Provided records>
______
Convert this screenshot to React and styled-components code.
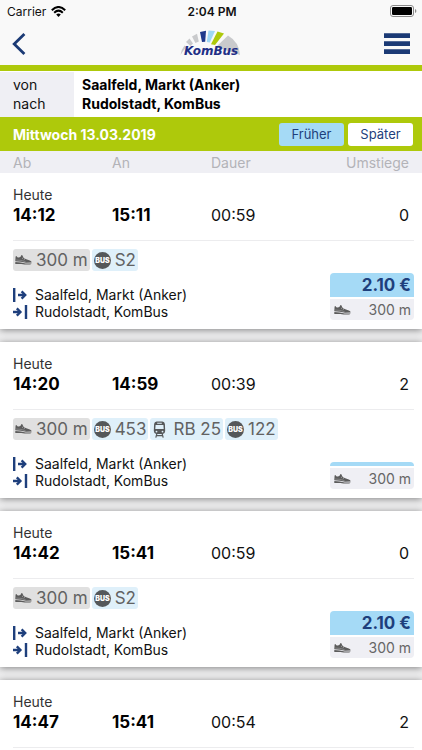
______
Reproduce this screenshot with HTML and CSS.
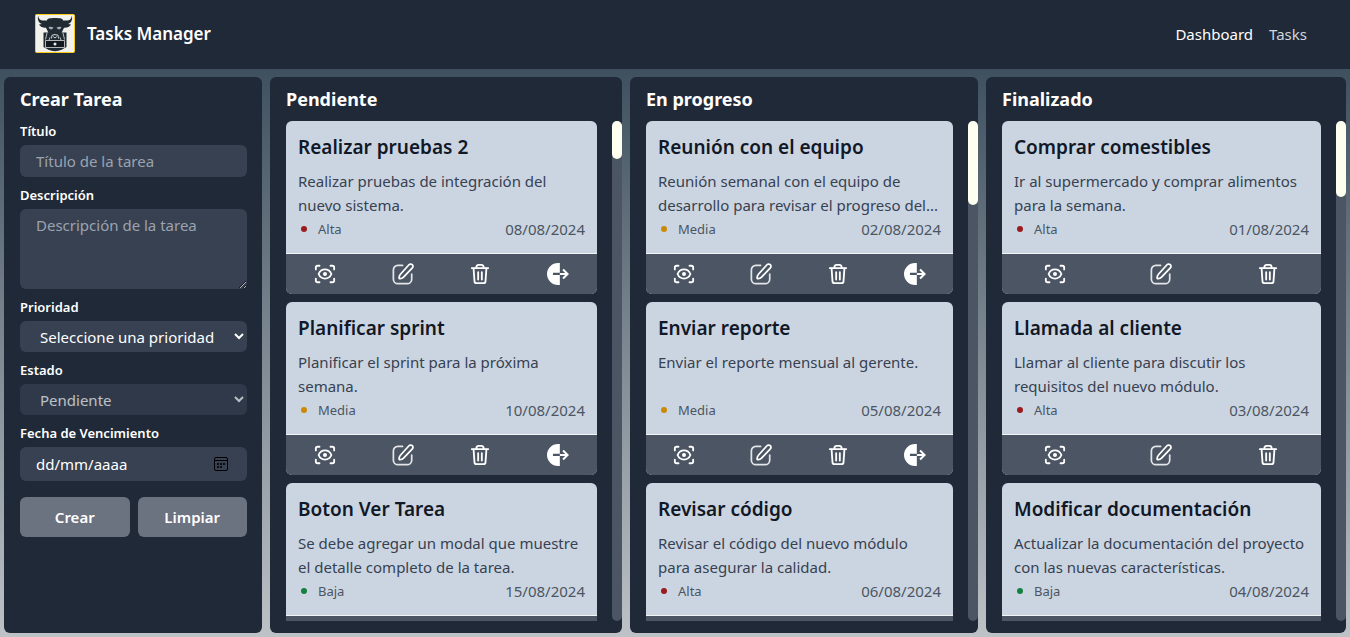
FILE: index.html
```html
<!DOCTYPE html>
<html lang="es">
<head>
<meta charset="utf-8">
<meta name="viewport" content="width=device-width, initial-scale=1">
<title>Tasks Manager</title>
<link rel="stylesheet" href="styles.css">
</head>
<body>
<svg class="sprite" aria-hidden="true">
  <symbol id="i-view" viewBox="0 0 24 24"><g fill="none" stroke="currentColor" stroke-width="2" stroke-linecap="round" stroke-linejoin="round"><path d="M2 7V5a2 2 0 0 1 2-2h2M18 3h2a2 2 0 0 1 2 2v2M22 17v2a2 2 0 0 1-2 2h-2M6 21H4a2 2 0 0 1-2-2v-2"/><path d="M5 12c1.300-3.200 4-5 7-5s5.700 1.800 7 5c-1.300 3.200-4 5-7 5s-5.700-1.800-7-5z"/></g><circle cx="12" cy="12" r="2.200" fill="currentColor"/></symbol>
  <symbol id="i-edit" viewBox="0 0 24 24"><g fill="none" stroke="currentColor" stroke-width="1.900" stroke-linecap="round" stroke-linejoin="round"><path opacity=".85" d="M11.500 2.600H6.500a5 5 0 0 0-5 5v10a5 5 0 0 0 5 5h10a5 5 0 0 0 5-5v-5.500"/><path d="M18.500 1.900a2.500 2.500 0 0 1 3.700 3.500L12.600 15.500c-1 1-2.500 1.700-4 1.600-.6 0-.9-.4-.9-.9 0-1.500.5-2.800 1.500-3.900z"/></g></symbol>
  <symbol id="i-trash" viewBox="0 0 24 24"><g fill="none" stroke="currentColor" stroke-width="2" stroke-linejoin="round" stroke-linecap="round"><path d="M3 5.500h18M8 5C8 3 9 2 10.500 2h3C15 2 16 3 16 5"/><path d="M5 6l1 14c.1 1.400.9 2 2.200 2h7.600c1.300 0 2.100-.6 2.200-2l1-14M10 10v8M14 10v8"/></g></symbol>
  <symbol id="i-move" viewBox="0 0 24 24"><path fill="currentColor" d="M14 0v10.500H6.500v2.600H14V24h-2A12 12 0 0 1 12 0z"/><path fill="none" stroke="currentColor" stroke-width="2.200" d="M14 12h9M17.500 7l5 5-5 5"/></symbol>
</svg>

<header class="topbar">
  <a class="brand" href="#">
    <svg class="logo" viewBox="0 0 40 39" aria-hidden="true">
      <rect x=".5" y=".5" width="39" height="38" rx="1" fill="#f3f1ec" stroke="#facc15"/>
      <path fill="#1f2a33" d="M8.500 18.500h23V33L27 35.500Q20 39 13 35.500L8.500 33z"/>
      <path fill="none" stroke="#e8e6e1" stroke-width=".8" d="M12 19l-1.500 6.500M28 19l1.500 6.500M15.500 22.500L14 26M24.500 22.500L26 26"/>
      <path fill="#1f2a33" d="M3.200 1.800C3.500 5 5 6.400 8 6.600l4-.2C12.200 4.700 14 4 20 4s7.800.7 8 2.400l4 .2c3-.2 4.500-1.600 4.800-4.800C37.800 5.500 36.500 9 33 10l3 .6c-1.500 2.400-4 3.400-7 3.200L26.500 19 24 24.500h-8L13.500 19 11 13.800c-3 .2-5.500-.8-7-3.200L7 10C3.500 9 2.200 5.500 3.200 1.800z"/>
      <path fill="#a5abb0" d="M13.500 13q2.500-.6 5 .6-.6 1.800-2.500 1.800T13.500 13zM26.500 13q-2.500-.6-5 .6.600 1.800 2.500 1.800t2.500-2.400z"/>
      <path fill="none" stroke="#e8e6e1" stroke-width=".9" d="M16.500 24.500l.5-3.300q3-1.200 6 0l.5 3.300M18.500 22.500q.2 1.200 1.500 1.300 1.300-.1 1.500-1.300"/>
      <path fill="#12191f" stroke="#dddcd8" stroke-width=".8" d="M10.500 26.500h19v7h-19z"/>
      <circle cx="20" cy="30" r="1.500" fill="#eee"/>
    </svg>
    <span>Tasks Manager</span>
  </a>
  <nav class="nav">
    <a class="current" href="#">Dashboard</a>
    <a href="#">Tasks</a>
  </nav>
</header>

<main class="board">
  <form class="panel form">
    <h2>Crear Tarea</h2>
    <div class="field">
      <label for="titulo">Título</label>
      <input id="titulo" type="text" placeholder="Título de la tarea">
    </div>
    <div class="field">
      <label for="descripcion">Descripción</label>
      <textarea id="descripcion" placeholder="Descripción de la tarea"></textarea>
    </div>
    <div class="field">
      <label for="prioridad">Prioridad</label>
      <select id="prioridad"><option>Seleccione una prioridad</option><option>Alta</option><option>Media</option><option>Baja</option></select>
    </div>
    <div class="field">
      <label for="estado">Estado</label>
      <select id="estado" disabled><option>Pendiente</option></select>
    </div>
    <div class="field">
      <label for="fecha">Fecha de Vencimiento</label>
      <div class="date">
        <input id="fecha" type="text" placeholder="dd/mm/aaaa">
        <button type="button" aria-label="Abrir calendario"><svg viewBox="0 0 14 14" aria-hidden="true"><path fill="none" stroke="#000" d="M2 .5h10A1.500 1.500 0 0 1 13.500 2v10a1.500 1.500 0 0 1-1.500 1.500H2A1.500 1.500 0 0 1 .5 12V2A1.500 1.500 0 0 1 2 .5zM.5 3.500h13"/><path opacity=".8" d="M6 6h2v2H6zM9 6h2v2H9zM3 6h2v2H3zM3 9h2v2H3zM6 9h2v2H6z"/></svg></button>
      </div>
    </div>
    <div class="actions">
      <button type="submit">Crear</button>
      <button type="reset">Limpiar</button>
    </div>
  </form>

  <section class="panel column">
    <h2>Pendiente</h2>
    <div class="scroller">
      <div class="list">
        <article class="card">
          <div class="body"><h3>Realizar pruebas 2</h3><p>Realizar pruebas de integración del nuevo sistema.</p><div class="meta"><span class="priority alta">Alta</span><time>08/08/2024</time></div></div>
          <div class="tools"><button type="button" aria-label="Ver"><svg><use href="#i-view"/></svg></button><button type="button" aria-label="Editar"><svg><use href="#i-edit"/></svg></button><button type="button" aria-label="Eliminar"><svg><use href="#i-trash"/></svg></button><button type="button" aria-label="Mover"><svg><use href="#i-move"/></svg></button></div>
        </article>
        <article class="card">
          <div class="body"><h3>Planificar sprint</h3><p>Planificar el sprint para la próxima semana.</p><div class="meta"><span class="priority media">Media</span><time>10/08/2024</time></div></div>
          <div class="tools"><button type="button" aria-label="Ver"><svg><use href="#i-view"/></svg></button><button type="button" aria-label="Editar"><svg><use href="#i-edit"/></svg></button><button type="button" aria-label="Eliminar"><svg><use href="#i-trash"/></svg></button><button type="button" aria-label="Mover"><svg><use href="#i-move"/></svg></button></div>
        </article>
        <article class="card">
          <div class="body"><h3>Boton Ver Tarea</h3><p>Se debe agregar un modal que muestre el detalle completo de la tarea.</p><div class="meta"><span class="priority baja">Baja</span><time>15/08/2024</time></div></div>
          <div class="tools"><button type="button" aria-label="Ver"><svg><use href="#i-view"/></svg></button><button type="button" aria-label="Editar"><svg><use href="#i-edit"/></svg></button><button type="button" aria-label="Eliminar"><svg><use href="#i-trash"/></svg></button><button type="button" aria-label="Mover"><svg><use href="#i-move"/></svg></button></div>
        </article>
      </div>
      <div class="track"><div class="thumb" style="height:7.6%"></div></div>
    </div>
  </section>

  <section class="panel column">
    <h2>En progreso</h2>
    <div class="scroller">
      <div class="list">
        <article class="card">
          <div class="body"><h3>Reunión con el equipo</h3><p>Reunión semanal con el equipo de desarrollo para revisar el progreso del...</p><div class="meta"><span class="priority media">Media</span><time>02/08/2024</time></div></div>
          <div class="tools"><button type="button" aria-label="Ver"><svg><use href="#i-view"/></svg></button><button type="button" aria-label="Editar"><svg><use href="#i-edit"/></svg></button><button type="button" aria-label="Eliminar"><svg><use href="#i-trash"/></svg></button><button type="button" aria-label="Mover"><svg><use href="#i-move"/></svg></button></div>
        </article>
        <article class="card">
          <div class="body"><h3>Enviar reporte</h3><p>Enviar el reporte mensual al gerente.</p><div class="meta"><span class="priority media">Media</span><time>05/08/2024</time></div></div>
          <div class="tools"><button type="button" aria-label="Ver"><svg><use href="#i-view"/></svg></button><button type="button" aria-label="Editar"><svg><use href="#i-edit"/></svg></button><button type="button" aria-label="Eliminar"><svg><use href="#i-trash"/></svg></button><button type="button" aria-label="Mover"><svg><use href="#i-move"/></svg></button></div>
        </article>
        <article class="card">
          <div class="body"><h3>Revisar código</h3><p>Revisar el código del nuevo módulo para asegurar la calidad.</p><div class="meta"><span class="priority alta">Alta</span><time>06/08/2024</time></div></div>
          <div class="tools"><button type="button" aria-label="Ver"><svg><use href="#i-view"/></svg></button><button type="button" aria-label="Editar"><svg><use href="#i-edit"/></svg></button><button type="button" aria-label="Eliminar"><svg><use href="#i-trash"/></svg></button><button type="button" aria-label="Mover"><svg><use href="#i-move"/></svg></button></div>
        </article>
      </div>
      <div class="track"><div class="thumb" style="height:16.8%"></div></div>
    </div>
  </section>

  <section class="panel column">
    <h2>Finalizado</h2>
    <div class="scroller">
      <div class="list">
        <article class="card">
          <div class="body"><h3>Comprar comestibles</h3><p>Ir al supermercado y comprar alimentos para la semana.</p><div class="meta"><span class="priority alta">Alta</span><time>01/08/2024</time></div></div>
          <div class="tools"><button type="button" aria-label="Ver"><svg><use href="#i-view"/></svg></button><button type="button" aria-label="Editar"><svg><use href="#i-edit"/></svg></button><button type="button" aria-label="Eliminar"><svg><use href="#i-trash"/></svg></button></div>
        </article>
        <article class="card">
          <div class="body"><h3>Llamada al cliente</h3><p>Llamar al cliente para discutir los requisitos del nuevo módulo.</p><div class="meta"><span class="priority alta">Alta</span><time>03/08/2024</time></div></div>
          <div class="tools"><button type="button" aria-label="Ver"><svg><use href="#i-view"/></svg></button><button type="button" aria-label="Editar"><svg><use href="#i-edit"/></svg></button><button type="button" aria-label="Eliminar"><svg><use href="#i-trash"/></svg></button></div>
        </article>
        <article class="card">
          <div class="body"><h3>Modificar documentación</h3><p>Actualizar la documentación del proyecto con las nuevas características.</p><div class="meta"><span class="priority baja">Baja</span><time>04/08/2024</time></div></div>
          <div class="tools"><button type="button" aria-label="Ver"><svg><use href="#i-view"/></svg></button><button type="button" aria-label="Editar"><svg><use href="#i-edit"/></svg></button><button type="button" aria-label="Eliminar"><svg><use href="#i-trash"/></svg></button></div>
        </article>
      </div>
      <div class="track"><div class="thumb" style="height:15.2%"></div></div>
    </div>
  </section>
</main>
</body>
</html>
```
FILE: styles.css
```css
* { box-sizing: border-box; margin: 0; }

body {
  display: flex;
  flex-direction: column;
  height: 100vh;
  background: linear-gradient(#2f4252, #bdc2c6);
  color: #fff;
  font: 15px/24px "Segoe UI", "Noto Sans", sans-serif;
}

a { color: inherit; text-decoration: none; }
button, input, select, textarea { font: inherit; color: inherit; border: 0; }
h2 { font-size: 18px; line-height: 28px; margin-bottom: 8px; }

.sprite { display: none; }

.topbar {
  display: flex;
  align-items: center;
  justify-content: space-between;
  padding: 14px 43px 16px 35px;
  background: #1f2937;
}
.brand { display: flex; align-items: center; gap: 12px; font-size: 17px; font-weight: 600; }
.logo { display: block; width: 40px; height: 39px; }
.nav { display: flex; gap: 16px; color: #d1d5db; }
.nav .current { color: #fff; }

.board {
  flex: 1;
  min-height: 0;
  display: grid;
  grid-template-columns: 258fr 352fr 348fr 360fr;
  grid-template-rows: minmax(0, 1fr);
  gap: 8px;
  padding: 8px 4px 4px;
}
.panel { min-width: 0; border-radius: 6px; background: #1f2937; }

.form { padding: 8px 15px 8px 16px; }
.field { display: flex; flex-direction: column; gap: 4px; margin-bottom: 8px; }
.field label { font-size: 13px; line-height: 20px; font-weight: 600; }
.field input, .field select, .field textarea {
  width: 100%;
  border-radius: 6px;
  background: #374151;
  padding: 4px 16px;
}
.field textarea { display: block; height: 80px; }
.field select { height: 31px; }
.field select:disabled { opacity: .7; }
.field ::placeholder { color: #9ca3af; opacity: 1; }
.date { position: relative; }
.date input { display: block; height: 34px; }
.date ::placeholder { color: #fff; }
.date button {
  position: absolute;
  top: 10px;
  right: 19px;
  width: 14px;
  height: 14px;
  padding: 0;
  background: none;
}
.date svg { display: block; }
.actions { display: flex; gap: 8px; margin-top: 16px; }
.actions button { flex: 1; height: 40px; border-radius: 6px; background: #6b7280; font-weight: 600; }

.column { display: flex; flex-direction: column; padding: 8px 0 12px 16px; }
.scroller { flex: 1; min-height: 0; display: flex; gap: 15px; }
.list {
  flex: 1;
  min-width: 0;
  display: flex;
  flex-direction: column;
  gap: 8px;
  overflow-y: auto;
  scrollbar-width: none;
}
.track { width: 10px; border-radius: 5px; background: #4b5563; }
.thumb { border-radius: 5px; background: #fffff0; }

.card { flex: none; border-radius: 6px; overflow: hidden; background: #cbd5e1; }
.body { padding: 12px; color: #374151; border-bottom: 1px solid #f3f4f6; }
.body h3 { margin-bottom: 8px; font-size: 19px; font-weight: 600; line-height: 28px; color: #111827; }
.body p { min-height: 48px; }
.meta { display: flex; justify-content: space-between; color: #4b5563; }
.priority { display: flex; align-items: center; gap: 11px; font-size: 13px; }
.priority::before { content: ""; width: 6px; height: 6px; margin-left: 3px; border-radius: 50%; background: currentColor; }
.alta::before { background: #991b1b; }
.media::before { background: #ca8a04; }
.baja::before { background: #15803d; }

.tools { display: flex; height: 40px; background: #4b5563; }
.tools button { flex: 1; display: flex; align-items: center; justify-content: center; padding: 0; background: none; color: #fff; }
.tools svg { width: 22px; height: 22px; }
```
______
What is needed> In the entries above, count every line containing the word "screenshot". Write only the total.

Final answer> 2